The religious revival that defined New England -- and eventually American -- culture.
GREAT AWAKENING, the popular name of a great and tenacious “revival” in New England, 1740-45, under the influence of Jonathan Edwards and George Whitefield. Edwards had created a similar excitement in Northampton five years before, the embers of which were still glowing, but on Whitefield's visiting him in the fall of 1740, and preaching his thrilling sermons in addition to Edwards', the wave spread all through New England, involving over 150 towns, and rising almost to frenzy. It was marked by the extremest accompaniments of bodily seizures, convulsions, hysteria, etc., and aimed especially to bring young children under its control.
Edwards was rightly considered its author and was fiercely denounced for its irrationality and evil effects on public worship, as well as the temporary ruin of calm and fruitful work; he defended it for some time, but its results at last came to be deplored even by its champions, and by 1742 it was threatening not only tne peace but the life of the churches. So bad were its effects that to the reaction has been attributed the religious deadness of the country for the next 60 or 70 years.
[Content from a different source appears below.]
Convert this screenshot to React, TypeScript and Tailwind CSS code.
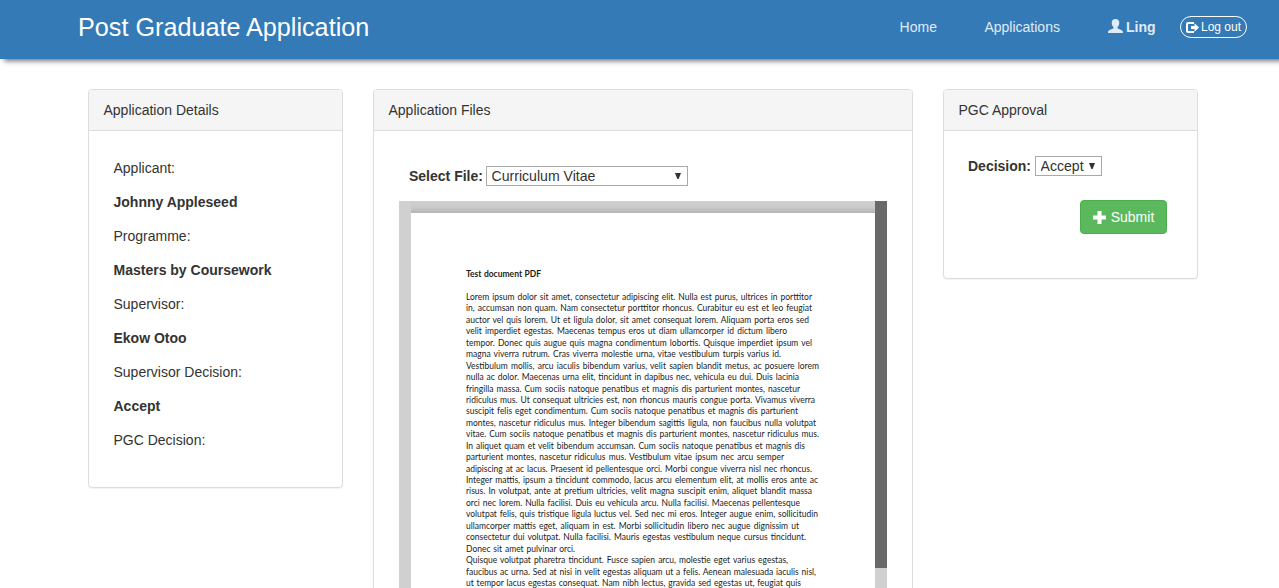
import type { ReactNode } from 'react';

const details: [string, string | null][] = [
  ['Applicant:', 'Johnny Appleseed'],
  ['Programme:', 'Masters by Coursework'],
  ['Supervisor:', 'Ekow Otoo'],
  ['Supervisor Decision:', 'Accept'],
  ['PGC Decision:', null],
];

// Each printed line with its set width in pixels.
const documentLines: [string, number][] = [
  ['Lorem ipsum dolor sit amet, consectetur adipiscing elit. Nulla est purus, ultrices in porttitor', 346],
  ['in, accumsan non quam. Nam consectetur porttitor rhoncus. Curabitur eu est et leo feugiat', 346],
  ['auctor vel quis lorem. Ut et ligula dolor, sit amet consequat lorem. Aliquam porta eros sed', 343],
  ['velit imperdiet egestas. Maecenas tempus eros ut diam ullamcorper id dictum libero', 321],
  ['tempor. Donec quis augue quis magna condimentum lobortis. Quisque imperdiet ipsum vel', 346],
  ['magna viverra rutrum. Cras viverra molestie urna, vitae vestibulum turpis varius id.', 315],
  ['Vestibulum mollis, arcu iaculis bibendum varius, velit sapien blandit metus, ac posuere lorem', 353],
  ['nulla ac dolor. Maecenas urna elit, tincidunt in dapibus nec, vehicula eu dui. Duis lacinia', 333],
  ['fringilla massa. Cum sociis natoque penatibus et magnis dis parturient montes, nascetur', 334],
  ['ridiculus mus. Ut consequat ultricies est, non rhoncus mauris congue porta. Vivamus viverra', 349],
  ['suscipit felis eget condimentum. Cum sociis natoque penatibus et magnis dis parturient', 332],
  ['montes, nascetur ridiculus mus. Integer bibendum sagittis ligula, non faucibus nulla volutpat', 350],
  ['vitae. Cum sociis natoque penatibus et magnis dis parturient montes, nascetur ridiculus mus.', 353],
  ['In aliquet quam et velit bibendum accumsan. Cum sociis natoque penatibus et magnis dis', 339],
  ['parturient montes, nascetur ridiculus mus. Vestibulum vitae ipsum nec arcu semper', 318],
  ['adipiscing at ac lacus. Praesent id pellentesque orci. Morbi congue viverra nisl nec rhoncus.', 346],
  ['Integer mattis, ipsum a tincidunt commodo, lacus arcu elementum elit, at mollis eros ante ac', 352],
  ['risus. In volutpat, ante at pretium ultricies, velit magna suscipit enim, aliquet blandit massa', 346],
  ['orci nec lorem. Nulla facilisi. Duis eu vehicula arcu. Nulla facilisi. Maecenas pellentesque', 334],
  ['volutpat felis, quis tristique ligula luctus vel. Sed nec mi eros. Integer augue enim, sollicitudin', 352],
  ['ullamcorper mattis eget, aliquam in est. Morbi sollicitudin libero nec augue dignissim ut', 333],
  ['consectetur dui volutpat. Nulla facilisi. Mauris egestas vestibulum neque cursus tincidunt.', 340],
  ['Donec sit amet pulvinar orci.', 109],
  ['Quisque volutpat pharetra tincidunt. Fusce sapien arcu, molestie eget varius egestas,', 322],
  ['faucibus ac urna. Sed at nisi in velit egestas aliquam ut a felis. Aenean malesuada iaculis nisl,', 350],
  ['ut tempor lacus egestas consequat. Nam nibh lectus, gravida sed egestas ut, feugiat quis', 335],
];

function UserIcon() {
  return (
    <svg viewBox="0 0 15 14" className="h-[14px] w-[15px] shrink-0" fill="currentColor">
      <path d="M7.500 0C10 0 11.300 1.500 11.300 3.700C11.300 5.500 10.600 7.100 9.500 8V9.300C9.700 10 14.900 11 14.900 12.700V14H.1V12.700C.1 11 5.300 10 5.500 9.300V8C4.400 7.100 3.700 5.500 3.700 3.700C3.700 1.500 5 0 7.500 0Z" />
    </svg>
  );
}

function LogoutIcon() {
  return (
    <svg viewBox="0 0 13 11" className="h-[11px] w-[13px] shrink-0" fill="currentColor">
      <path d="M2 0H8V2H2.500Q2 2 2 2.500V8.500Q2 9 2.500 9H8V11H2Q0 11 0 9V2Q0 0 2 0Z" />
      <path d="M8.500 1.300L13 5.500L8.500 9.700V7H5V4H8.500Z" />
    </svg>
  );
}

function PlusIcon() {
  return (
    <svg viewBox="0 0 13 13" className="h-[13px] w-[13px] shrink-0" fill="currentColor">
      <path d="M4.500 0H8.500V4.500H13V8.500H8.500V13H4.500V8.500H0V4.500H4.500Z" />
    </svg>
  );
}

function Select({ value, className }: { value: string; className: string }) {
  return (
    <div className={`grid h-5 items-center border border-[#a9a9a9] bg-white ${className}`}>
      <select className="col-start-1 row-start-1 h-[18px] w-full appearance-none bg-transparent pl-[4.5px] text-[14.1px] leading-[18px] outline-none">
        <option>{value}</option>
      </select>
      <svg viewBox="0 0 6 6" className="pointer-events-none col-start-1 row-start-1 mr-[6px] h-[6px] w-[6px] justify-self-end" fill="#333">
        <path d="M0 0H6L3.600 6H2.400Z" />
      </svg>
    </div>
  );
}

function Panel({ title, className, children }: { title: string; className: string; children: ReactNode }) {
  return (
    <section className={`shrink-0 rounded border border-[#ddd] bg-white shadow-[0_1px_1px_rgba(0,0,0,0.05)] ${className}`}>
      <h2 className="h-[41px] rounded-t-[3px] border-b border-[#ddd] bg-[#f5f5f5] px-[14.5px] py-[10px] text-sm leading-5">{title}</h2>
      {children}
    </section>
  );
}

export default function App() {
  return (
    <div className="flex h-[588px] w-[1279px] flex-col overflow-hidden bg-white font-['Liberation_Sans',Arial,sans-serif] text-sm leading-5 text-[#333]">
      <header className="flex h-[59px] shrink-0 items-start justify-between bg-[#337ab7] pr-8 pl-[78px] text-[#e0ebf5] shadow-[4px_2px_5px_0_rgba(0,0,0,0.55)]">
        <h1 className="pt-[9px] text-[25.2px] leading-9 text-white">Post Graduate Application</h1>
        <nav className="flex pt-[16px]">
          <a className="mt-px mr-[47.5px]">Home</a>
          <a className="mt-px mr-[48px]">Applications</a>
          <a className="mt-px mr-[24.5px] flex gap-[3px] font-bold">
            <span className="mt-[2px]"><UserIcon /></span>
            <span>Ling</span>
          </a>
          <button className="flex h-[22px] w-[67px] items-center justify-center gap-[2px] rounded-[11px] border border-white text-xs leading-[18px] text-white">
            <LogoutIcon />
            <span>Log out</span>
          </button>
        </nav>
      </header>

      <main className="flex h-[700px] shrink-0 items-start gap-[30px] pt-[30px] pl-[88px]">
        <Panel title="Application Details" className="h-[399px] w-[255px]">
          <dl className="flex flex-col gap-[14px] px-[24.5px] pt-[27px]">
            {details.map(([label, value]) => (
              <div key={label} className="flex flex-col gap-[14px]">
                <dt>{label}</dt>
                {value && <dd className="font-bold">{value}</dd>}
              </div>
            ))}
          </dl>
        </Panel>

        <Panel title="Application Files" className="h-[670px] w-[540px]">
          <div className="flex items-center gap-1 pt-[35px] pl-[35px]">
            <label className="w-[73px] font-bold whitespace-nowrap">Select File:</label>
            <Select value="Curriculum Vitae" className="w-[202px]" />
          </div>
          <div className="mt-[15px] ml-[25px] flex h-[460px] w-[488px] bg-[#d0d0d0] pl-3">
            <div className="flex w-[464px] flex-col">
              <div className="h-3 bg-linear-to-b from-[#d0d0d0] via-[#cbcbcb] to-[#b5b5b5]" />
              <article className="flex-1 bg-white pt-[56px] pl-[55px] font-['Lato','Open_Sans',sans-serif] text-[8.5px] leading-[11.44px] text-[#1c1c1c]">
                <h3 className="mb-[11.6px] w-[75px] font-bold whitespace-nowrap [text-align-last:justify]">Test document PDF</h3>
                {documentLines.map(([line, width]) => (
                  <p key={line} className="whitespace-nowrap [text-align-last:justify]" style={{ width }}>{line}</p>
                ))}
              </article>
            </div>
            <div className="w-3 bg-[#d0d0d0]">
              <div className="h-[367px] bg-[#696969]" />
            </div>
          </div>
        </Panel>

        <Panel title="PGC Approval" className="h-[190px] w-[255px]">
          <div className="flex items-center gap-1 pt-[25px] pl-6">
            <label className="w-[63px] font-bold whitespace-nowrap">Decision:</label>
            <Select value="Accept" className="w-[67px]" />
          </div>
          <div className="flex justify-end pt-6 pr-[30px]">
            <button className="flex h-[34px] w-[87px] items-center justify-center gap-[5px] rounded border border-[#4cae4c] bg-[#5cb85c] text-white">
              <PlusIcon />
              <span>Submit</span>
            </button>
          </div>
        </Panel>
      </main>
    </div>
  );
}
The separation of the “converted” into an arrogant clique who often seceded in separate churches, the upspringing of a horde of ignorant lay preachers making physical effects the touchstone of religion, the indecent rivalry in “manifestations,” the denunciation of all the trained ministry as lacking divine grace, were only a part of its demoralizing outcomes.
The faculties of Yale and Harvard colleges pronounced against it, as did the leading divines; the Massachusetts General Convention of 1743 added its testimony, and in Connecticut an effort was made to enforce the Saybrook Platform against the independence of congregations.